Park Row is a newspaper melodrama of fists, bombs, and blood

Park Row is a newspaper melodrama of fists, bombs, and blood

Every day, Watch This offers staff recommendations inspired by a new movie coming out that week. This week: In honor of Spotlight, we throw a spotlight on some of our favorite films about journalism.

Park Row (1952)

Throughout his career, Samuel Fuller worked both inside Hollywood and outside it, following any available opportunity to make the kind of independent-minded, personal pictures that few other American filmmakers of his generation could get funded. Always interested in telling the truth on-screen—especially if it was ugly—Fuller excelled at turning his own experiences as a soldier and a journalist into movies that combined a pulpy punch with verisimilitude. Even when he was just working as a writer, he wove a sense of what the reporter’s life was really like into newsroom melodramas like 1943’s Power Of The Press and novels like 1946’s The Dark Page (later adapted into the 1952 noir Scandal Sheet). And when he got the chance to helm his own two-fisted tale of inky wretches, Fuller ignored studio demands that he soften his tone, and financed the project himself. Though the resulting film, 1952’s Park Row, was a box-office disappointment, it’s one of Fuller’s most singular achievements: a period drama with the jittery rhythm and angry edge of a B-picture.
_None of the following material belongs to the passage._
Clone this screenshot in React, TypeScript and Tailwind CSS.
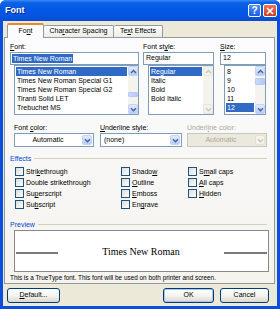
import React from "react";

const ui = "font-['Liberation_Sans','DejaVu_Sans',sans-serif]";

function K({ children }: { children: React.ReactNode }) {
  return <span className="underline decoration-[0.5px] underline-offset-[1px]">{children}</span>;
}

function Chevron({ dir, color }: { dir: "up" | "down"; color: string }) {
  return (
    <svg width="7" height="5" viewBox="0 0 7 5">
      <polyline
        points={dir === "up" ? "1,4 3.5,1.5 6,4" : "1,1.2 3.5,3.7 6,1.2"}
        fill="none"
        stroke={color}
        strokeWidth="1.4"
      />
    </svg>
  );
}

function SBtn({ dir, disabled }: { dir: "up" | "down"; disabled?: boolean }) {
  return (
    <div
      className={`h-[10px] flex items-center justify-center rounded-[2px] border ${
        disabled
          ? "bg-[#f2f1ea] border-[#e9e7dd]"
          : "bg-gradient-to-b from-[#e1eafe] to-[#b6cbfb] border-[#c3d2f6]"
      }`}
    >
      <Chevron dir={dir} color={disabled ? "#cbc9bc" : "#4d6185"} />
    </div>
  );
}

function ScrollBar({ thumb, disabled }: { thumb?: string; disabled?: boolean }) {
  return (
    <div className="w-[10px] flex flex-col bg-[#f4f3ee]">
      <SBtn dir="up" disabled={disabled} />
      <div className="flex-1 flex flex-col">
        {thumb && (
          <div
            className={`${thumb} rounded-[1px] border border-[#b8cbf6] bg-gradient-to-r from-[#c9d8fc] to-[#b4c9f7]`}
          />
        )}
      </div>
      <SBtn dir="down" disabled={disabled} />
    </div>
  );
}

function ListBox({
  items,
  selected,
  thumb,
  disabled,
  indent,
}: {
  items: string[];
  selected: number;
  thumb?: string;
  disabled?: boolean;
  indent: string;
}) {
  return (
    <div className={`${indent} h-[50px] flex border border-[#7f9db9] bg-white`}>
      <div className="flex-1 flex flex-col pt-[1px] pl-[1px] pr-[1px]">
        {items.map((it, i) => (
          <div
            key={it}
            className={`h-[9px] leading-[9px] pl-[1px] whitespace-nowrap ${
              i === selected ? "bg-[#316ac5] text-white" : "text-black"
            }`}
          >
            {it}
          </div>
        ))}
      </div>
      <ScrollBar thumb={thumb} disabled={disabled} />
    </div>
  );
}

function Combo({
  value,
  center,
  disabled,
}: {
  value: string;
  center?: boolean;
  disabled?: boolean;
}) {
  return (
    <div
      className={`h-[14px] flex border ${
        disabled ? "border-[#c9c7ba] bg-[#ebe9dd]" : "border-[#7f9db9] bg-white"
      }`}
    >
      <div
        className={`flex-1 flex items-center ${center ? "justify-center" : "pl-[3px]"} ${
          disabled ? "text-[#aca899]" : "text-black"
        }`}
      >
        {value}
      </div>
      <div
        className={`w-[10px] m-[1px] rounded-[2px] border flex items-center justify-center ${
          disabled
            ? "bg-[#f2f1ea] border-[#e3e1d6]"
            : "bg-gradient-to-b from-[#e1eafe] to-[#b6cbfb] border-[#c3d2f6]"
        }`}
      >
        <Chevron dir="down" color={disabled ? "#cbc9bc" : "#4d6185"} />
      </div>
    </div>
  );
}

function Check({ children }: { children: React.ReactNode }) {
  return (
    <div className="h-[11px] flex items-center gap-[2px]">
      <div className="w-[9px] h-[9px] border border-[#1c5180] bg-gradient-to-br from-[#dcdcd7] to-white" />
      <span className="leading-none">{children}</span>
    </div>
  );
}

function GroupHead({ label }: { label: string }) {
  return (
    <div className="h-[10px] flex items-center pl-[5px] pr-[7px] gap-[3px]">
      <span className="text-[#0046d5] leading-none">{label}</span>
      <div className="flex-1 h-px bg-[#d0d0bf]" />
    </div>
  );
}

function XpButton({ children, w, def }: { children: React.ReactNode; w: string; def?: boolean }) {
  return (
    <div
      className={`${w} h-[15px] rounded-[3px] border border-[#003c74] bg-gradient-to-b from-white via-[#f4f4f0] to-[#dcd8cd] flex items-center justify-center text-black ${
        def ? "shadow-[inset_0_0_0_1px_#a8c4f4]" : ""
      }`}
    >
      <span>{children}</span>
    </div>
  );
}

export default function App() {
  return (
    <div className={`${ui} w-[280px] h-[309px] flex flex-col rounded-t-[6px] overflow-hidden bg-[#0a4fdd] text-[7px] text-black`}>
      {/* title bar */}
      <div className="h-[21px] flex items-center pl-[5px] pr-[3px] bg-[linear-gradient(to_bottom,#3c8cf6_0%,#0f63e6_12%,#0558e4_40%,#0454e0_80%,#0a4ad0_100%)]">
        <span className="text-white font-bold text-[9px] [text-shadow:1px_1px_0_#0a2a8a]">Font</span>
        <div className="flex-1" />
        <div className="w-[13px] h-[13px] rounded-[2px] border border-white bg-gradient-to-b from-[#4d8df7] to-[#1f5fe0] flex items-center justify-center text-white font-bold text-[10px] leading-none">
          ?
        </div>
        <div className="w-[14px] h-[13px] ml-[2px] rounded-[2px] border border-white bg-gradient-to-b from-[#e8785a] to-[#c8401c] flex items-center justify-center">
          <svg width="8" height="8" viewBox="0 0 8 8">
            <path d="M1 1 L7 7 M7 1 L1 7" stroke="white" strokeWidth="1.6" />
          </svg>
        </div>
      </div>

      {/* body */}
      <div className="h-[285px] mx-[3px] bg-[#ece9d8] flex flex-col">
        {/* tabs */}
        <div className="h-[16px] flex items-end pl-[4px]">
          <div className="relative h-[15px] w-[37px] -mb-px z-10 bg-[#fcfcfe] border border-b-0 border-[#919b9c] rounded-t-[2px] border-t-2 border-t-[#e68b2c] flex items-center justify-center">
            <span>Fo<K>n</K>t</span>
          </div>
          <div className="h-[12px] w-[70px] bg-gradient-to-b from-white to-[#ecebe5] border border-l-0 border-b-0 border-[#919b9c] rounded-t-[2px] flex items-center justify-center">
            <span>Cha<K>r</K>acter Spacing</span>
          </div>
          <div className="h-[12px] w-[49px] bg-gradient-to-b from-white to-[#ecebe5] border border-l-0 border-b-0 border-[#919b9c] rounded-t-[2px] flex items-center justify-center">
            <span>Te<K>x</K>t Effects</span>
          </div>
        </div>

        {/* panel */}
        <div className="h-[247px] ml-[1px] mr-[2px] border border-[#919b9c] bg-gradient-to-b from-[#fcfcfe] to-[#f4f3ee] flex flex-col pt-[3px]">
          {/* font / style / size */}
          <div className="grid grid-cols-[129px_71px_48px] gap-x-[4px] pl-[5px]">
            <div className="flex flex-col">
              <div className="h-[11px] leading-[11px]"><K>F</K>ont:</div>
              <div className="h-[13px] border border-[#7f9db9] bg-white flex items-center pl-[1px]">
                <span className="bg-[#316ac5] text-white px-[1px] leading-[9px]">Times New Roman</span>
              </div>
              <ListBox
                indent="ml-[4px]"
                items={["Times New Roman", "Times New Roman Special G1", "Times New Roman Special G2", "Tiranti Solid LET", "Trebuchet MS"]}
                selected={0}
                thumb="mt-[16px] h-[5px]"
              />
            </div>
            <div className="flex flex-col">
              <div className="h-[11px] leading-[11px]">Font st<K>y</K>le:</div>
              <div className="h-[13px] border border-[#7f9db9] bg-white flex items-center pl-[2px]">Regular</div>
              <ListBox indent="ml-[5px]" items={["Regular", "Italic", "Bold", "Bold Italic"]} selected={0} disabled />
            </div>
            <div className="flex flex-col ml-[2px]">
              <div className="h-[11px] leading-[11px]"><K>S</K>ize:</div>
              <div className="h-[13px] border border-[#7f9db9] bg-white flex items-center pl-[2px]">12</div>
              <ListBox indent="ml-[4px]" items={["8", "9", "10", "11", "12"]} selected={4} thumb="mt-[2px] h-[7px]" />
            </div>
          </div>

          {/* colour / underline */}
          <div className="grid grid-cols-[80px_83px_80px] gap-x-[5px] pl-[9px] mt-[8px]">
            <div className="flex flex-col">
              <div className="h-[10px] leading-[10px]">Font <K>c</K>olor:</div>
              <Combo value="Automatic" center />
            </div>
            <div className="flex flex-col ml-[1px]">
              <div className="h-[10px] leading-[10px]"><K>U</K>nderline style:</div>
              <Combo value="(none)" />
            </div>
            <div className="flex flex-col">
              <div className="h-[10px] leading-[10px] text-[#aca899]">Underl<K>i</K>ne color:</div>
              <Combo value="Automatic" center disabled />
            </div>
          </div>

          {/* effects */}
          <div className="mt-[6px]">
            <GroupHead label="Effects" />
          </div>
          <div className="grid grid-cols-[106px_67px_1fr] pl-[10px] mt-[3px]">
            <div className="flex flex-col">
              <Check>Stri<K>k</K>ethrough</Check>
              <Check>Double strikethrough</Check>
              <Check>Su<K>p</K>erscript</Check>
              <Check>Su<K>b</K>script</Check>
            </div>
            <div className="flex flex-col">
              <Check>Shado<K>w</K></Check>
              <Check><K>O</K>utline</Check>
              <Check><K>E</K>mboss</Check>
              <Check>En<K>g</K>rave</Check>
            </div>
            <div className="flex flex-col">
              <Check>S<K>m</K>all caps</Check>
              <Check><K>A</K>ll caps</Check>
              <Check><K>H</K>idden</Check>
            </div>
          </div>

          {/* preview */}
          <div className="mt-[9px]">
            <GroupHead label="Preview" />
          </div>
          <div className="ml-[9px] mt-px w-[255px] h-[42px] border border-[#8a8a86] bg-white flex items-center px-[1px]">
            <div className="w-[42px] h-[2px] bg-[#7a7a7a] mt-[4px]" />
            <div className="flex-1 flex justify-center">
              <span className="font-['Liberation_Serif','Times_New_Roman',serif] text-[10px] text-black">Times New Roman</span>
            </div>
            <div className="w-[43px] h-[2px] bg-[#7a7a7a] mt-[4px]" />
          </div>
          <div className="mt-[2px] pl-[5px] h-[8px] leading-[8px] text-[6.4px] whitespace-nowrap">
            This is a TrueType font. This font will be used on both printer and screen.
          </div>
        </div>

        {/* buttons */}
        <div className="flex items-center mt-[4px] pl-[4px] pr-[8px]">
          <XpButton w="w-[53px]"><K>D</K>efault...</XpButton>
          <div className="flex-1" />
          <XpButton w="w-[51px]" def>OK</XpButton>
          <div className="w-[6px]" />
          <XpButton w="w-[49px]">Cancel</XpButton>
        </div>
      </div>
    </div>
  );
}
Similar to Orson Welles’ Citizen Kane, Park Row is about the birth of a newspaper—although Fuller’s film is set in the late 19th century, and his egomaniacal editor isn’t some millionaire heir pining for his lost youth. Gene Evans plays Phineas Mitchell, a hotheaded reporter who gets fired from the powerful-but-compromised New York City daily The Star at the start of the movie after telling off his boss. He responds by buying some butcher paper, finding a friend with an idle printing press, and starting a rival rag, The Globe. Fuller based Park Row on the actual New York newspaper wars of the 1880s and 1890s, covering the development of linotype, the battles against corrupt political machines, and the campaign to construct a pedestal for The Statue Of Liberty. At the center of it all is Phineas—a snarling ruffian convinced that the only way to show people how to run a publication is to do it himself.

In other words: Phineas Mitchell is a lot like Fuller. And Park Row, for all its connections to real journalism history, is first and foremost a Fuller movie. It’s populated by tough guys and hardened pros with outsized personalities—each of whom seems either like someone Fuller actually knew, or the person he saw when he looked in the mirror. For a film about writers, Park Row is filled with a surprising amount of fistfights (and an unsurprising amount of drinking). The action is driven by its brutally honest hero, who’s determined to speak directly to the people by circumventing the fat cats—or by socking them in the jaw if they stand in his way.

Availability: Park Row is available on DVD from Amazon or possibly your local video store/library.